### [Task details]
Pick out the lines in the listing below that contain the word "styles" and copy them.

### [Material]
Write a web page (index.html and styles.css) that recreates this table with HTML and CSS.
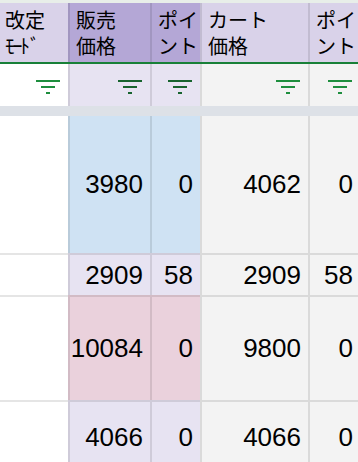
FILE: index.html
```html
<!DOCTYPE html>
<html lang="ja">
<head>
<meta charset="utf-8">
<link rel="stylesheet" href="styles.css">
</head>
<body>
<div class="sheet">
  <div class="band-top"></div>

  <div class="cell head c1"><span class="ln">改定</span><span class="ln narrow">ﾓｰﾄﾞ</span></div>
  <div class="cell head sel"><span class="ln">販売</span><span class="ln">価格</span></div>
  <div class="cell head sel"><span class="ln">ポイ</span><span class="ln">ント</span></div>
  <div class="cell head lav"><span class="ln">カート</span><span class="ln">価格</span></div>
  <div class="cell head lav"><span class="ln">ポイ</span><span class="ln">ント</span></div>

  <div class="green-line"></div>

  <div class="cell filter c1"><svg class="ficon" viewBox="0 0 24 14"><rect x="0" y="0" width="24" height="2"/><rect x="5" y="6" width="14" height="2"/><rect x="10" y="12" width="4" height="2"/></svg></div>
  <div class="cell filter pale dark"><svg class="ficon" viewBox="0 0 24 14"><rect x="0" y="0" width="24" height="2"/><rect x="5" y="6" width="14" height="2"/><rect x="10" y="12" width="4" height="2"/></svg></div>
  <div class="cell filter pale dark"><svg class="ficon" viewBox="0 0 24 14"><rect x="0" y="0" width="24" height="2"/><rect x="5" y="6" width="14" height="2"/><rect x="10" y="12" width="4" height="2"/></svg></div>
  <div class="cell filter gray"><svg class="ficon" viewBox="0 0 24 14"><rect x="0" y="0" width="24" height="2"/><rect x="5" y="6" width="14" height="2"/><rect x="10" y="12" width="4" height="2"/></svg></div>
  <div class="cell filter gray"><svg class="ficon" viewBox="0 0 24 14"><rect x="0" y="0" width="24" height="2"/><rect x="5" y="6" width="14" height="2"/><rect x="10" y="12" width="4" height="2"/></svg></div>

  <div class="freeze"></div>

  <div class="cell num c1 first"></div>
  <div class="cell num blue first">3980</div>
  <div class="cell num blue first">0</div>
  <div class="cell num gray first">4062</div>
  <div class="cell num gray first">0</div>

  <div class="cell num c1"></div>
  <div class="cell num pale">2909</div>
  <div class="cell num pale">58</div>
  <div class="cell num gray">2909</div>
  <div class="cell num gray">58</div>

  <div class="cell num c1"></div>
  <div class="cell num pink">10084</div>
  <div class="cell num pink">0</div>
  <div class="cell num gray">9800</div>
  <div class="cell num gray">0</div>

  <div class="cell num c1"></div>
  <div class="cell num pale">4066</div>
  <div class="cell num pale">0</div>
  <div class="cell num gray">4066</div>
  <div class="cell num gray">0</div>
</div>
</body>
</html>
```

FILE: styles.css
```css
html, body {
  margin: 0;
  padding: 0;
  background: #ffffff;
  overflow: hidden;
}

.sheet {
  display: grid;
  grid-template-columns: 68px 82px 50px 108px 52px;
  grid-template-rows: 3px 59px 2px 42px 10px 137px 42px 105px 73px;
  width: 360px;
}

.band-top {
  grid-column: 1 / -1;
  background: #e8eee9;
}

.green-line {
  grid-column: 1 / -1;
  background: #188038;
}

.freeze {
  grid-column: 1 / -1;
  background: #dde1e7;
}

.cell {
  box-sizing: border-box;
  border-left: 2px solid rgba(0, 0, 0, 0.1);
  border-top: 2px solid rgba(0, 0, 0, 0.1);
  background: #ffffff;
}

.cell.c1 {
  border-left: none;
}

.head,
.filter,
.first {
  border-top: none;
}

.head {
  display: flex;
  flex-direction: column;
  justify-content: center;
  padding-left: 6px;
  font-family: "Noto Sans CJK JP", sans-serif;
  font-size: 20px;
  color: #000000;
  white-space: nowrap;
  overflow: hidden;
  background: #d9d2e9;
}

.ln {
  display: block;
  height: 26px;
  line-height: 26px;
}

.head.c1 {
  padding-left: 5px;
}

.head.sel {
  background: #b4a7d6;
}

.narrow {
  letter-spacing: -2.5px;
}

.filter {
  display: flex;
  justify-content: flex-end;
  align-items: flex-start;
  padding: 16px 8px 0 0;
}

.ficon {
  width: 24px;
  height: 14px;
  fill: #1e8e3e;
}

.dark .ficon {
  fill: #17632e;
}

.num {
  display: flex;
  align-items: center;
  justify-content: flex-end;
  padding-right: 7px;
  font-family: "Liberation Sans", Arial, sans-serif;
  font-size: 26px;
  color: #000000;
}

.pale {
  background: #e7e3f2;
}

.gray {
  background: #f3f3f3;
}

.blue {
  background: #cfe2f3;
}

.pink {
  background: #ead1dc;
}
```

### [Answer to the problem]
Write a web page (index.html and styles.css) that recreates this table with HTML and CSS.
<link rel="stylesheet" href="styles.css">
FILE: styles.css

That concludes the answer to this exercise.